By the end of the episode we discover the value of Elas and the need to solve the “regional” dispute: the planet is brimming with dilithium crystals, a scarce resource of abundant power.[2] Kirk’s epiphany explains why the Klingons want control of the system, but Federation control of the planet is not mentioned. Control of a precious resource justifies colonialism even in the twenty-third century, despite the Prime Directive. That the alternative is domination by the Klingon (re: Soviet) Empire only strengthens the argument for bringing Elasians to the dining table.

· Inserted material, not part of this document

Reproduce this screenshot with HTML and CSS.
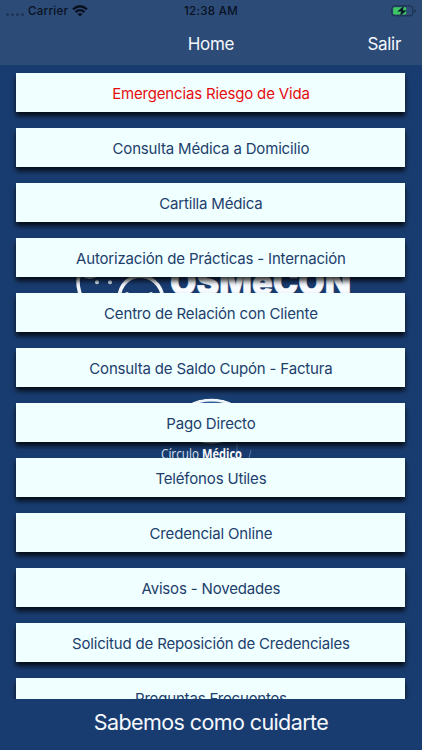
FILE: index.html
```html
<!DOCTYPE html>
<html lang="es">
<head>
<meta charset="utf-8">
<title>Home</title>
<link rel="stylesheet" href="styles.css">
</head>
<body>
<div class="app">
  <header class="top">
    <div class="status">
      <div class="network">
        <span class="signal"><i></i><i></i><i></i><i></i></span>
        <span class="carrier">Carrier</span>
        <svg class="wifi" width="16" height="12" viewBox="0 0 16 12"><g fill="none" stroke="#08111f" stroke-width="2.3"><path d="M1 4.4Q8-1.8 15 4.4"/><path d="M3.5 7.1Q8 3.2 12.5 7.1"/></g><path d="M5.5 9Q8 6.9 10.5 9L8 11.6Z" fill="#08111f"/></svg>
      </div>
      <span class="clock">12:38 AM</span>
      <svg class="battery" width="26" height="12" viewBox="0 0 26 12"><rect x=".8" y=".8" width="21" height="10" rx="2.7" fill="none" stroke="#1a2e4b"/><rect x="2.2" y="2.2" width="13" height="7.4" rx="1.4" fill="#3fc862"/><path d="M23.3 4v4q1.4-.6 1.4-2t-1.4-2" fill="#1a2e4b"/><path d="M12.8 1L6.5 6.5h3.8L8.9 11l6.7-5.6h-3.8Z" fill="#07121c" stroke="#234c5c" stroke-width=".4"/></svg>
    </div>
    <nav class="nav"><span class="title">Home</span><span class="exit">Salir</span></nav>
  </header>
  <main class="list">
    <svg class="brand" width="422" height="633" viewBox="0 65 422 633">
      <g fill="none" stroke="#f4f8fc" stroke-width="3.6">
        <path d="M79 275Q76 286 82 298"/>
        <path d="M119 298C121 269 159 269 163 298"/>
      </g>
      <path d="M81 276h17q-8 6-17 0" fill="#e4ebf4"/>
      <g fill="#dce8f5"><circle cx="97" cy="282.3" r="2"/><circle cx="110" cy="282.3" r="2"/><circle cx="127" cy="294" r="2"/><circle cx="151" cy="294" r="2"/></g>
      <text class="wordmark" x="170" y="294.5" textLength="181" lengthAdjust="spacingAndGlyphs">OSMeCON</text>
      <ellipse cx="211.5" cy="421" rx="32" ry="21" fill="#2e669b" stroke="#f4f8fc" stroke-width="3"/>
      <path d="M187 404Q211 391 236 404" fill="none" stroke="#174071" stroke-width="2"/>
      <text class="caption" x="161" y="459" textLength="38" lengthAdjust="spacingAndGlyphs">Círculo</text>
      <text class="caption strong" x="202" y="459" textLength="40" lengthAdjust="spacingAndGlyphs">Médico</text>
      <path d="M237 451v-7M251 450l-2 8" stroke="#527aa6"/>
    </svg>
    <button class="item urgent">Emergencias Riesgo de Vida</button>
    <button class="item">Consulta Médica a Domicilio</button>
    <button class="item">Cartilla Médica</button>
    <button class="item">Autorización de Prácticas - Internación</button>
    <button class="item">Centro de Relación con Cliente</button>
    <button class="item">Consulta de Saldo Cupón - Factura</button>
    <button class="item">Pago Directo</button>
    <button class="item">Teléfonos Utiles</button>
    <button class="item">Credencial Online</button>
    <button class="item">Avisos - Novedades</button>
    <button class="item">Solicitud de Reposición de Credenciales</button>
    <button class="item">Preguntas Frecuentes</button>
  </main>
  <footer class="slogan">Sabemos como cuidarte</footer>
</div>
</body>
</html>
```
FILE: styles.css
```css
* { box-sizing: border-box; }
body { margin: 0; background: #193c70; font-family: Inter, "Liberation Sans", sans-serif; }
.app { width: 422px; height: 750px; display: flex; flex-direction: column; overflow: hidden; }
.top { flex: 0 0 65px; background: #2c4b77; }
.status { height: 22px; display: grid; grid-template-columns: 1fr auto 1fr; align-items: center; padding: 0 6px; color: #08111f; font-size: 11.5px; font-weight: 500; letter-spacing: .3px; }
.network { display: flex; align-items: center; }
.signal { display: flex; gap: 2px; margin: 7px 4px 0 0; }
.signal i { width: 3px; height: 3px; border-radius: 50%; background: #1e3558; }
.wifi { margin-left: 4px; }
.battery { justify-self: end; margin-right: -1px; }
.nav { height: 43px; display: grid; grid-template-columns: 1fr auto 1fr; align-items: center; color: #f5f8fc; font-size: 17px; letter-spacing: -.3px; }
.title { grid-column: 2; }
.exit { justify-self: end; padding-right: 21px; }
.list { position: relative; flex: 0 0 633.5px; padding: 8.4px 16.6px 0 16.4px; display: flex; flex-direction: column; gap: 16px; overflow: hidden; }
.brand { position: absolute; left: 0; top: 0; }
.wordmark { font-size: 37px; font-weight: 900; fill: #f8fbff; stroke: #f8fbff; stroke-width: .5px; }
.caption { font-family: "Open Sans", sans-serif; font-size: 14px; fill: #d7e2ef; }
.strong { font-weight: 700; fill: #fff; }
.item { position: relative; flex: 0 0 39px; border: 0; padding: 1px 0 0; background: #f0ffff; color: #213e6c; font-family: inherit; font-size: 15px; letter-spacing: -.17px; text-align: center; box-shadow: 0 4px 5px rgba(0, 0, 0, .8); }
.urgent { color: #e60c10; }
.slogan { flex: 1; display: flex; align-items: center; justify-content: center; padding-bottom: 4px; color: #f5f8fc; font-size: 21.5px; letter-spacing: -.6px; }
```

“Elaan of Troyius” presents a world — or galaxy — as close to the turmoil of mid-twentieth century Earth as the humanist vision of Roddenberry’s United Federation of Planets. Hierarchy, scarcity, and Orientalism combine to describe a geopolitical dance and clash of civilizations in a remote sector of the quadrant. That is simply good drama.

Notes:

[1] If you want extensive analysis of Roosevelt’s complex racial attitudes, then I highly recommend Gary Gerstle’s American Crucible.
[2] The idea of economic scarcity is also a concept that mid-20th century writers find difficult to discard. Although Roddenberry would later assert, through Picard, that society was no longer driven by scarce resources, dramatic conflicts still relied on this idea.